40. Again at p. 1950: "So there he is showing you the motive again for Lightbourne, the interest that Lightbourne is serving. The reason why you shouldn't believe Mr. Lightbourne a spiteful fella who despised the defendant. He has seen how Lightbourne set people up at Westgate. He must be jealous of me not coming on board with his program when he got out of jail. He was in the street life, I wasn't. As for his father, he thought he truly believes I am a batty boy and wanted nothing to do with me, so would do anything to get me out of his space. He believes I am homosexual and he is very upset that I turned out to be homosexual, in his mind". So there you see the express motives or interest to serve on the part of these two witnesses as – Mr. Lightbourne and Mr. Spalding snr., as put forward by the defendant himself. I have directed you about the approach to such allegations, and I again remind you of those directions. You should apply them".
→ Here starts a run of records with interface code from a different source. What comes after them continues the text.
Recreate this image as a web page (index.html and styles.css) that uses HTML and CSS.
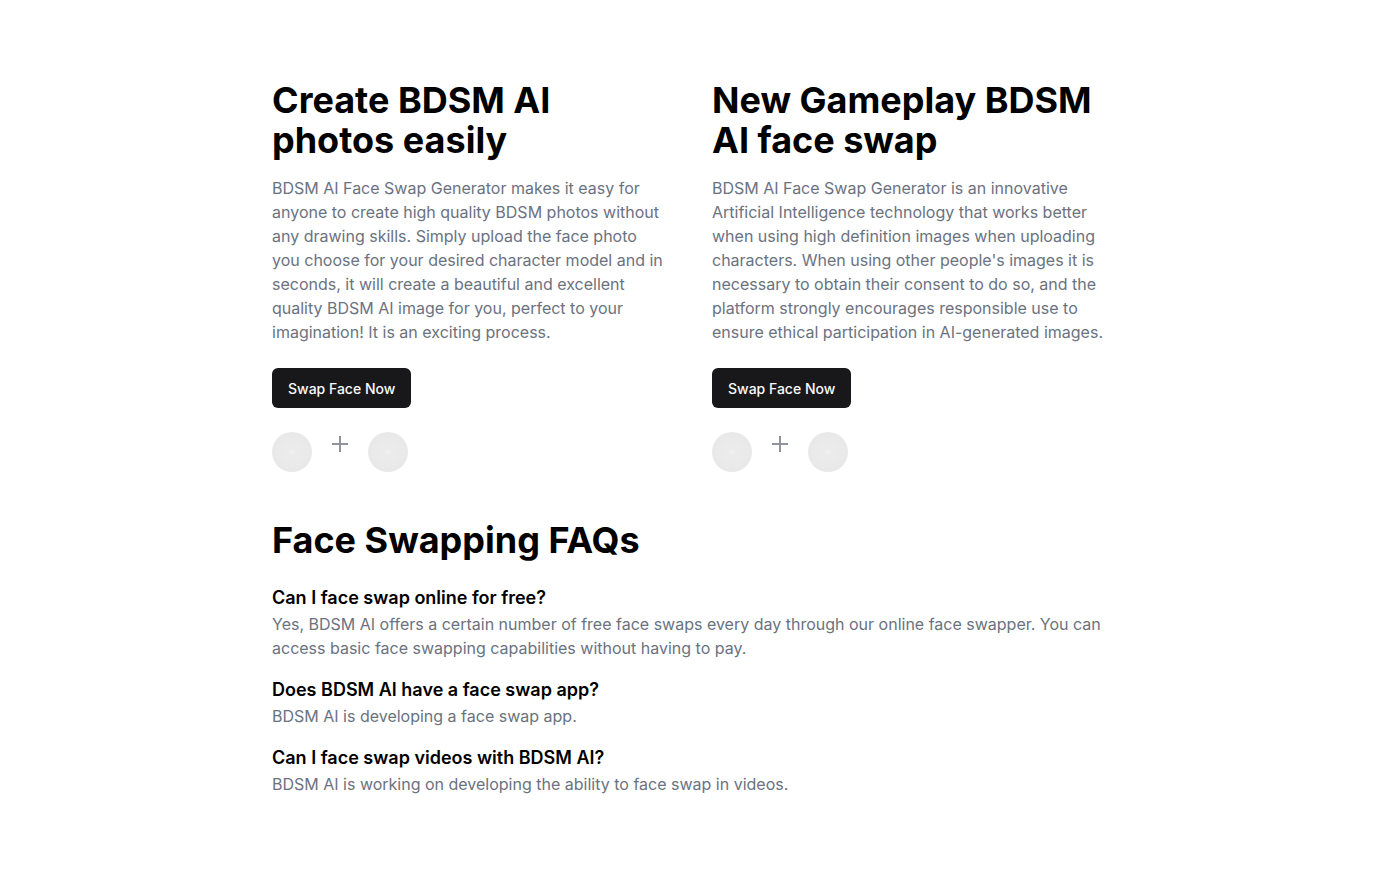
FILE: index.html
```html
<!DOCTYPE html>
<html lang="en">
<head>
<meta charset="utf-8">
<title>BDSM AI Face Swap</title>
<link rel="stylesheet" href="styles.css">
</head>
<body>
<main class="page">
  <section class="features">
    <div class="feature">
      <h2 class="feature-title">Create BDSM AI photos easily</h2>
      <p class="feature-text">BDSM AI Face Swap Generator makes it easy for anyone to create high quality BDSM photos without any drawing skills. Simply upload the face photo you choose for your desired character model and in seconds, it will create a beautiful and excellent quality BDSM AI image for you, perfect to your imagination! It is an exciting process.</p>
      <a class="btn" href="#">Swap Face Now</a>
      <div class="swap-row">
        <span class="avatar"></span>
        <span class="plus"><svg width="16" height="16" viewBox="0 0 16 16"><path d="M8 0v16M0 8h16" stroke="#8f949b" stroke-width="2" fill="none"/></svg></span>
        <span class="avatar"></span>
      </div>
    </div>
    <div class="feature">
      <h2 class="feature-title">New Gameplay BDSM AI face swap</h2>
      <p class="feature-text">BDSM AI Face Swap Generator is an innovative Artificial Intelligence technology that works better when using high definition images when uploading characters. When using other people's images it is necessary to obtain their consent to do so, and the platform strongly encourages responsible use to ensure ethical participation in AI-generated images.</p>
      <a class="btn" href="#">Swap Face Now</a>
      <div class="swap-row">
        <span class="avatar"></span>
        <span class="plus"><svg width="16" height="16" viewBox="0 0 16 16"><path d="M8 0v16M0 8h16" stroke="#8f949b" stroke-width="2" fill="none"/></svg></span>
        <span class="avatar"></span>
      </div>
    </div>
  </section>
  <section class="faq">
    <h2 class="faq-title">Face Swapping FAQs</h2>
    <div class="faq-item">
      <h3 class="faq-q">Can I face swap online for free?</h3>
      <p class="faq-a">Yes, BDSM AI offers a certain number of free face swaps every day through our online face swapper. You can access basic face swapping capabilities without having to pay.</p>
    </div>
    <div class="faq-item">
      <h3 class="faq-q">Does BDSM AI have a face swap app?</h3>
      <p class="faq-a">BDSM AI is developing a face swap app.</p>
    </div>
    <div class="faq-item">
      <h3 class="faq-q">Can I face swap videos with BDSM AI?</h3>
      <p class="faq-a">BDSM AI is working on developing the ability to face swap in videos.</p>
    </div>
  </section>
</main>
</body>
</html>
```

FILE: styles.css
```css
* { box-sizing: border-box; }
html, body { margin: 0; padding: 0; background: #fff; }
body {
  font-family: Inter, "Noto Sans", "Liberation Sans", sans-serif;
  color: #000;
}
.page {
  width: 832px;
  margin: 0 auto;
  padding-top: 80px;
}
.features {
  display: grid;
  grid-template-columns: 392px 392px;
  column-gap: 48px;
}
.feature { display: flex; flex-direction: column; align-items: flex-start; }
.feature-title {
  margin: 0;
  font-size: 36px;
  line-height: 40px;
  font-weight: 700;
}
.feature-text {
  margin: 16px 0 0;
  font-size: 16px;
  line-height: 24px;
  color: #6b7280;
}
.btn {
  margin-top: 24px;
  display: inline-flex;
  align-items: center;
  height: 40px;
  padding: 0 16px;
  background: #18181b;
  color: #fafafa;
  border-radius: 6px;
  font-size: 14px;
  font-weight: 500;
  text-decoration: none;
}
.swap-row {
  margin-top: 24px;
  display: flex;
  align-items: flex-start;
  gap: 16px;
}
.avatar {
  width: 40px;
  height: 40px;
  border-radius: 50%;
  background: radial-gradient(circle at center, #f3f3f3 0, #ececec 3px, #e8e8e8 20px);
}
.plus {
  width: 24px;
  height: 24px;
  display: flex;
  align-items: center;
  justify-content: center;
}
.faq { margin-top: 48px; }
.faq-title {
  margin: 0;
  font-size: 36px;
  line-height: 40px;
  font-weight: 700;
}
.faq-item { margin-top: 16px; }
.faq-item:first-of-type { margin-top: 24px; }
.faq-q {
  margin: 0;
  font-size: 18px;
  line-height: 28px;
  font-weight: 600;
}
.faq-a {
  margin: 0;
  font-size: 16px;
  line-height: 24px;
  color: #6b7280;
}
```
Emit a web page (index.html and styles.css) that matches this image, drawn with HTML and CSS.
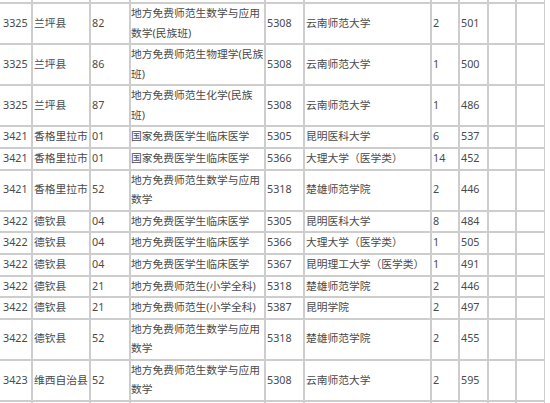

41. It is incorrect to say that the learned trial judge failed to direct the jury as to the approach to be adopted in considering evidence which it is alleged shows improper motives and or interest to serve. We are satisfied that the directions given by the trial judge were fair and sufficient in the circumstances.
42. Counsel concedes that "a no case submission" was not made at the trial. We have found no merit in the grounds of appeal argued. There was an abundance of evidence on which the jury properly directed could find the appellant guilty of the charges. We are in no doubt that the jury must have accepted the evidence of Mr. Lightbourne and Mr. Spalding snr.
43. For the above reasons the appeal against convictions were dismissed and the convictions affirmed.